* _Data section_:
-.-.-

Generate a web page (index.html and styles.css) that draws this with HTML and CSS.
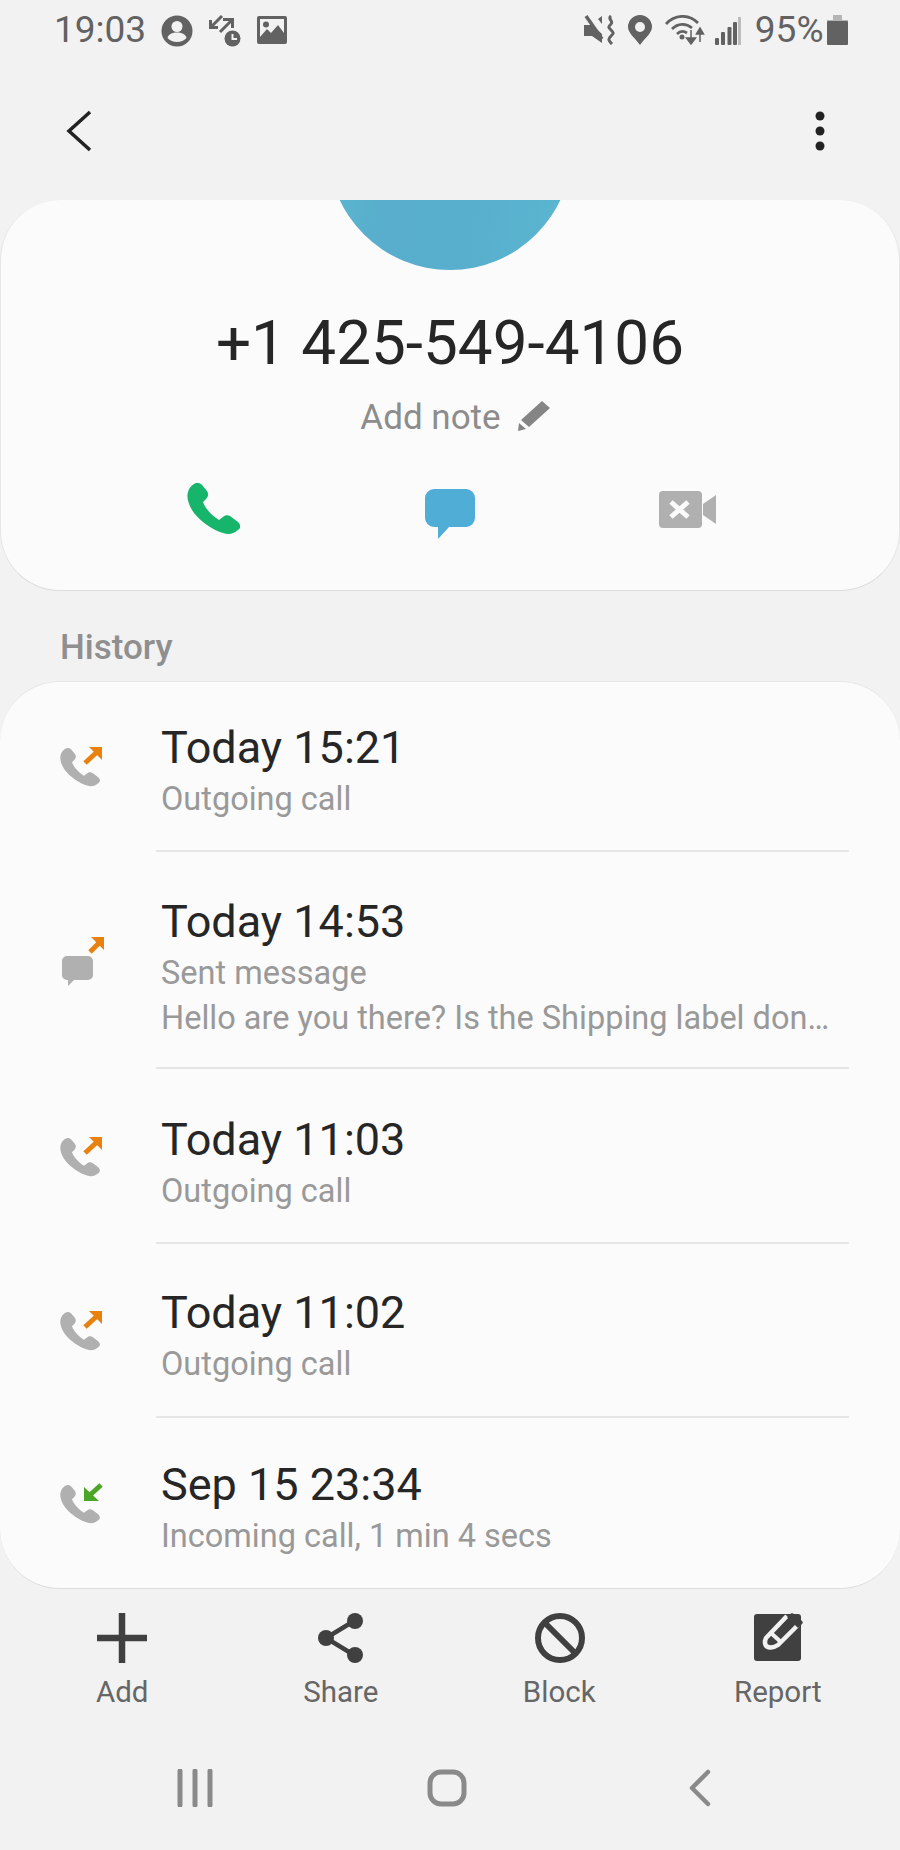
FILE: index.html
```html
<!DOCTYPE html>
<html lang="en">
<head>
<meta charset="utf-8">
<title>Call details</title>
<link rel="stylesheet" href="styles.css">
</head>
<body>
<svg class="defs" width="0" height="0" aria-hidden="true">
  <defs>
    <path id="phone" d="M7 1C10 -1 13 0 15 2L20 8C22 11 21 14 19 16L16 19C18 25 25 33 32 37L36 34C38 32 41 32 43 33L51 39C54 42 54 45 51 47C46 51 42 52 36 50C26 47 14 39 7 30C2 23 -1 15 1 9C2 5 4 3 7 1Z"/>
  </defs>
</svg>
<div class="page">
  <header class="status">
    <div class="status-left">
      <span class="time">19:03</span>
      <svg class="ic-person" viewBox="0 0 32 32"><circle cx="16" cy="16" r="15.5" fill="#626262"/><circle cx="16" cy="11.5" r="5.5" fill="#f2f2f2"/><path d="M6.5 23c1-4 5-5.5 9.500-5.500s8.500 1.500 9.500 5.500c-2.500 2.500-5.500 4-9.500 4s-7-1.500-9.500-4z" fill="#f2f2f2"/></svg>
      <svg class="ic-transfer" viewBox="0 0 32 32"><g fill="none" stroke="#626262" stroke-width="3"><path d="M13 1L3 11"/><path d="M1.500 5V12.500H9"/><path d="M11 17L22 6"/><path d="M14 4.500H23.500V13"/></g><circle cx="23.500" cy="23.500" r="8" fill="#626262"/><path d="M23.500 19V24H28" fill="none" stroke="#f2f2f2" stroke-width="2"/></svg>
      <svg class="ic-image" viewBox="0 0 30 28"><rect width="30" height="28" rx="2" fill="#626262"/><path d="M3 3H27V17L21 9L14 17L10 13L3 21Z" fill="#f2f2f2"/><circle cx="9" cy="8.500" r="3" fill="#626262"/></svg>
    </div>
    <div class="status-right">
      <svg class="ic-mute" viewBox="0 0 31 30"><path d="M0 10H8L18 19V28L8 21H0Z" fill="#626262"/><path d="M2 1L18 24" stroke="#626262" stroke-width="3.500"/><path d="M14 4L18 1V9Z" fill="#626262"/><path d="M27 1C23 4 30 6 27 9S24 12 27 15S30 18 27 21S24 25 28 29" fill="none" stroke="#626262" stroke-width="3"/></svg>
      <svg class="ic-pin" viewBox="0 0 24 30"><path d="M12 30C7 23 0 18 0 12a12 12 0 0 1 24 0C24 18 17 23 12 30Z" fill="#626262"/><circle cx="12" cy="12" r="5" fill="#f2f2f2"/></svg>
      <svg class="ic-wifi" viewBox="0 0 40 30"><g fill="none" stroke="#626262" stroke-width="2.800"><path d="M1 9C10 -1 24 -1 33 8"/><path d="M7 14C13 8 21 8 27 13"/><path d="M12 19C15 16 19 16 22 18"/></g><circle cx="17" cy="22" r="2.500" fill="#626262"/><path d="M26 15V26M21.500 23L26 29L30.500 23Z" fill="#626262" stroke="#626262" stroke-width="1.500"/><path d="M35 27V15M31.500 19L35 13L38.500 19Z" fill="#626262" stroke="#626262" stroke-width="1.500"/></svg>
      <svg class="ic-signal" viewBox="0 0 26 28"><g fill="#626262"><rect y="21" width="4" height="7" rx="1"/><rect x="6" y="15" width="4" height="13" rx="1"/><rect x="12.500" y="10" width="4" height="18" rx="1"/><rect x="18" y="5" width="4" height="23" rx="1"/></g><rect x="23" width="3" height="28" fill="#bdbdbd"/></svg>
      <span class="battery-pct">95%</span>
      <svg class="ic-battery" viewBox="0 0 21 30"><path d="M6 0H15V5H6Z" fill="#b5b5b5"/><path d="M0 5H21V6H0Z" fill="#b5b5b5"/><rect y="6" width="21" height="24" rx="1" fill="#626262"/></svg>
    </div>
  </header>

  <nav class="toolbar">
    <svg class="ic-back" viewBox="0 0 26 42"><path d="M24 2L3 21L24 40" fill="none" stroke="#222" stroke-width="3.500"/></svg>
    <svg class="ic-more" viewBox="0 0 10 40"><circle cx="5" cy="5" r="4.500" fill="#222"/><circle cx="5" cy="20" r="4.500" fill="#222"/><circle cx="5" cy="35" r="4.500" fill="#222"/></svg>
  </nav>

  <section class="card contact">
    <div class="avatar"></div>
    <h1 class="number">+1 425-549-4106</h1>
    <div class="note">
      <span>Add note</span>
      <svg class="ic-pencil" viewBox="0 0 32 30"><path d="M24 0L32 7L11 26L3 19Z" fill="#858585"/><path d="M1 22L8 28L0 30Z" fill="#858585"/></svg>
    </div>
    <div class="actions">
      <svg class="ic-call" viewBox="0 0 53 51"><use href="#phone" fill="#17b46b"/></svg>
      <svg class="ic-msg" viewBox="0 0 50 50"><path d="M9 0H41A9 9 0 0 1 50 9V29A9 9 0 0 1 41 38H24L13 50V38H9A9 9 0 0 1 0 29V9A9 9 0 0 1 9 0Z" fill="#4fadd6"/></svg>
      <svg class="ic-video" viewBox="0 0 57 37"><rect width="43" height="37" rx="4" fill="#b0b0b0"/><path d="M44 13L57 4V33L44 24Z" fill="#b0b0b0"/><path d="M12 11L29 26M29 11L12 26" stroke="#fbfbfb" stroke-width="5"/></svg>
    </div>
  </section>

  <h2 class="history-label">History</h2>

  <section class="card history">
    <article class="row first">
      <div class="row-icon">
        <svg class="ic-log" viewBox="0 0 48 42"><use href="#phone" fill="#b0b0b0" transform="translate(1 2) scale(.75)"/><path d="M26 17L38 6" stroke="#e8810f" stroke-width="5"/><path d="M30 1H43V14Z" fill="#e8810f"/></svg>
      </div>
      <div class="row-body">
        <p class="title">Today 15:21</p>
        <p class="sub">Outgoing call</p>
      </div>
    </article>
    <article class="row">
      <div class="row-icon">
        <svg class="ic-log" viewBox="0 0 48 52"><path d="M8 21H29A5 5 0 0 1 34 26V40A5 5 0 0 1 29 45H15L9 51V45H8A5 5 0 0 1 3 40V26A5 5 0 0 1 8 21Z" fill="#b0b0b0"/><path d="M31 17L41 7" stroke="#e8810f" stroke-width="5"/><path d="M32 2H45V15Z" fill="#e8810f"/></svg>
      </div>
      <div class="row-body">
        <p class="title">Today 14:53</p>
        <p class="sub">Sent message</p>
        <p class="sub msg-line">Hello are you there? Is the Shipping label don…</p>
      </div>
    </article>
    <article class="row tall">
      <div class="row-icon">
        <svg class="ic-log" viewBox="0 0 48 42"><use href="#phone" fill="#b0b0b0" transform="translate(1 2) scale(.75)"/><path d="M26 17L38 6" stroke="#e8810f" stroke-width="5"/><path d="M30 1H43V14Z" fill="#e8810f"/></svg>
      </div>
      <div class="row-body">
        <p class="title">Today 11:03</p>
        <p class="sub">Outgoing call</p>
      </div>
    </article>
    <article class="row short">
      <div class="row-icon">
        <svg class="ic-log" viewBox="0 0 48 42"><use href="#phone" fill="#b0b0b0" transform="translate(1 2) scale(.75)"/><path d="M26 17L38 6" stroke="#e8810f" stroke-width="5"/><path d="M30 1H43V14Z" fill="#e8810f"/></svg>
      </div>
      <div class="row-body">
        <p class="title">Today 11:02</p>
        <p class="sub">Outgoing call</p>
      </div>
    </article>
    <article class="row last">
      <div class="row-icon">
        <svg class="ic-log" viewBox="0 0 48 42"><use href="#phone" fill="#b0b0b0" transform="translate(1 3) scale(.75)"/><path d="M42 3L31 13" stroke="#4ba526" stroke-width="5"/><path d="M25 5V19H40Z" fill="#4ba526"/></svg>
      </div>
      <div class="row-body">
        <p class="title">Sep 15 23:34</p>
        <p class="sub">Incoming call, 1 min 4 secs</p>
      </div>
    </article>
  </section>

  <footer class="bottom-bar">
    <div class="bar-item">
      <svg class="bar-icon" viewBox="0 0 50 50"><path d="M25 0V50M0 25H50" stroke="#404040" stroke-width="6.500"/></svg>
      <span>Add</span>
    </div>
    <div class="bar-item">
      <svg class="bar-icon" viewBox="0 0 50 50"><path d="M38 8L10 25L38 42" fill="none" stroke="#404040" stroke-width="4.500"/><circle cx="39" cy="8" r="8" fill="#404040"/><circle cx="10" cy="25" r="8" fill="#404040"/><circle cx="39" cy="42" r="8" fill="#404040"/></svg>
      <span>Share</span>
    </div>
    <div class="bar-item">
      <svg class="bar-icon shift" viewBox="0 0 50 50"><circle cx="25" cy="25" r="22" fill="none" stroke="#404040" stroke-width="6"/><path d="M10 10L40 40" stroke="#404040" stroke-width="6"/></svg>
      <span>Block</span>
    </div>
    <div class="bar-item">
      <svg class="bar-icon shift" viewBox="0 0 50 50"><rect y="1" width="47" height="47" rx="3" fill="#404040"/><path d="M33 3L12 25C10 29 11 33 14 34C17 35 21 34 24 32L44 12" fill="none" stroke="#f2f2f2" stroke-width="4.500" stroke-linejoin="round"/><path d="M17 20L28 30" stroke="#f2f2f2" stroke-width="4"/><path d="M37 0.500C38 0 39 0 40 1L48 8C49 9 49 10 48 11L44 15L33 4Z" fill="#404040"/></svg>
      <span>Report</span>
    </div>
  </footer>

  <div class="nav-bar">
    <svg class="ic-recents" viewBox="0 0 36 38"><path d="M3 2V36M18 2V36M33 2V36" stroke="#8a8a8a" stroke-width="5" stroke-linecap="round"/></svg>
    <svg class="ic-home" viewBox="0 0 40 38"><rect x="3" y="3" width="34" height="32" rx="11" fill="none" stroke="#8a8a8a" stroke-width="5"/></svg>
    <svg class="ic-navback" viewBox="0 0 22 38"><path d="M19 3L3 19L19 35" fill="none" stroke="#8a8a8a" stroke-width="4.500" stroke-linecap="round" stroke-linejoin="round"/></svg>
  </div>
</div>
</body>
</html>
```

FILE: styles.css
```css
* { box-sizing: border-box; }
html, body { margin: 0; padding: 0; }
body { background: #f2f2f2; font-family: Roboto, "Liberation Sans", sans-serif; }
p, h1, h2 { margin: 0; font-weight: 400; }
svg { display: block; flex: none; }
.defs { position: absolute; }

.page { width: 900px; height: 1850px; display: flex; flex-direction: column; overflow: hidden; }

/* Status bar */
.status { height: 60px; display: flex; justify-content: space-between; align-items: flex-start; padding: 9px 52px 0 54px; color: #626262; }
.status-left, .status-right { display: flex; align-items: flex-start; }
.time, .battery-pct { font-size: 37px; line-height: 42px; }
.ic-person { width: 32px; height: 32px; margin: 6px 0 0 15px; }
.ic-transfer { width: 32px; height: 32px; margin: 6px 0 0 16px; }
.ic-image { width: 30px; height: 28px; margin: 7px 0 0 16px; }
.ic-mute { width: 31px; height: 30px; margin-top: 6px; }
.ic-pin { width: 24px; height: 30px; margin: 6px 0 0 13px; }
.ic-wifi { width: 40px; height: 30px; margin: 6px 0 0 13px; }
.ic-signal { width: 26px; height: 28px; margin: 8px 0 0 10px; }
.battery-pct { margin-left: 14px; }
.ic-battery { width: 21px; height: 30px; margin: 6px 0 0 3.500px; }

/* Toolbar */
.toolbar { height: 140px; display: flex; justify-content: space-between; align-items: flex-start; padding: 50px 75px 0 66px; }
.ic-back { width: 26px; height: 42px; }
.ic-more { width: 10px; height: 40px; margin-top: 1px; }

/* Cards */
.card { background: #fbfbfb; border-radius: 60px; border-bottom: 1px solid #dedede; overflow: hidden; }
.contact { height: 391px; display: flex; flex-direction: column; align-items: center; border-left: 1px solid #e6e6e6; border-right: 1px solid #e6e6e6; }
.avatar { width: 244px; height: 244px; border-radius: 50%; margin-top: -174px; flex: none; background: linear-gradient(100deg, #5bbad2 0%, #58aecc 30%, #57aecd 60%, #5bb7d0 100%); }
.number { font-size: 62px; line-height: 72px; color: #262626; margin-top: 37px; }
.note { display: flex; align-items: center; margin-top: 17px; padding-left: 10px; font-size: 35px; line-height: 44px; color: #8c8c8c; }
.ic-pencil { width: 32px; height: 30px; margin: -4px 0 0 17px; }
.actions { width: 100%; display: grid; grid-template-columns: repeat(3, 237px); justify-content: center; justify-items: center; align-items: start; margin-top: 43px; }
.ic-call { width: 53px; height: 51px; }
.ic-msg { width: 50px; height: 50px; margin-top: 6px; }
.ic-video { width: 57px; height: 37px; margin-top: 8px; }

.history-label { height: 90px; padding: 39px 0 0 60px; font-size: 35px; line-height: 36px; font-weight: 500; color: #8f8f8f; }

/* History */
.history { height: 908px; border-top: 1px solid #e6e6e6; }
.row { display: flex; }
.row-icon { width: 156px; padding-left: 59px; display: flex; align-items: center; }
.ic-log { width: 48px; }
.row-body { flex: 1; min-width: 0; margin-right: 51px; padding: 43px 0 28px 5px; border-bottom: 2px solid #e6e6e6; }
.row.first .row-body { padding-top: 39px; padding-bottom: 27px; }
.row.tall .row-body { padding-top: 44px; padding-bottom: 27px; }
.row.short .row-body { padding-top: 42px; padding-bottom: 28px; }
.row.last .row-body { padding-top: 40px; border-bottom: 0; }
.title { font-size: 45px; line-height: 54px; color: #262626; }
.sub { font-size: 32.5px; line-height: 48px; color: #999; }
.msg-line { line-height: 42px; white-space: nowrap; }

/* Bottom bar */
.bottom-bar { display: grid; grid-template-columns: repeat(4, 218.5px); padding: 24px 13px 0; }
.bar-item { display: flex; flex-direction: column; align-items: center; font-size: 29.5px; line-height: 36px; color: #666; }
.bar-icon { width: 50px; height: 50px; margin-bottom: 11px; }
.bar-icon.shift { margin-left: 2px; }

/* Navigation bar */
.nav-bar { display: grid; grid-template-columns: repeat(3, 252.500px); justify-content: center; justify-items: center; align-items: center; margin-top: 59px; padding-right: 6px; }
.ic-recents { width: 36px; height: 38px; }
.ic-home { width: 40px; height: 38px; }
.ic-navback { width: 22px; height: 38px; }
```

-.-.-

* _The problem_:
Identify all lines where the word "index" shows up. Copy them.

* _Full output_:
Generate a web page (index.html and styles.css) that draws this with HTML and CSS.
FILE: index.html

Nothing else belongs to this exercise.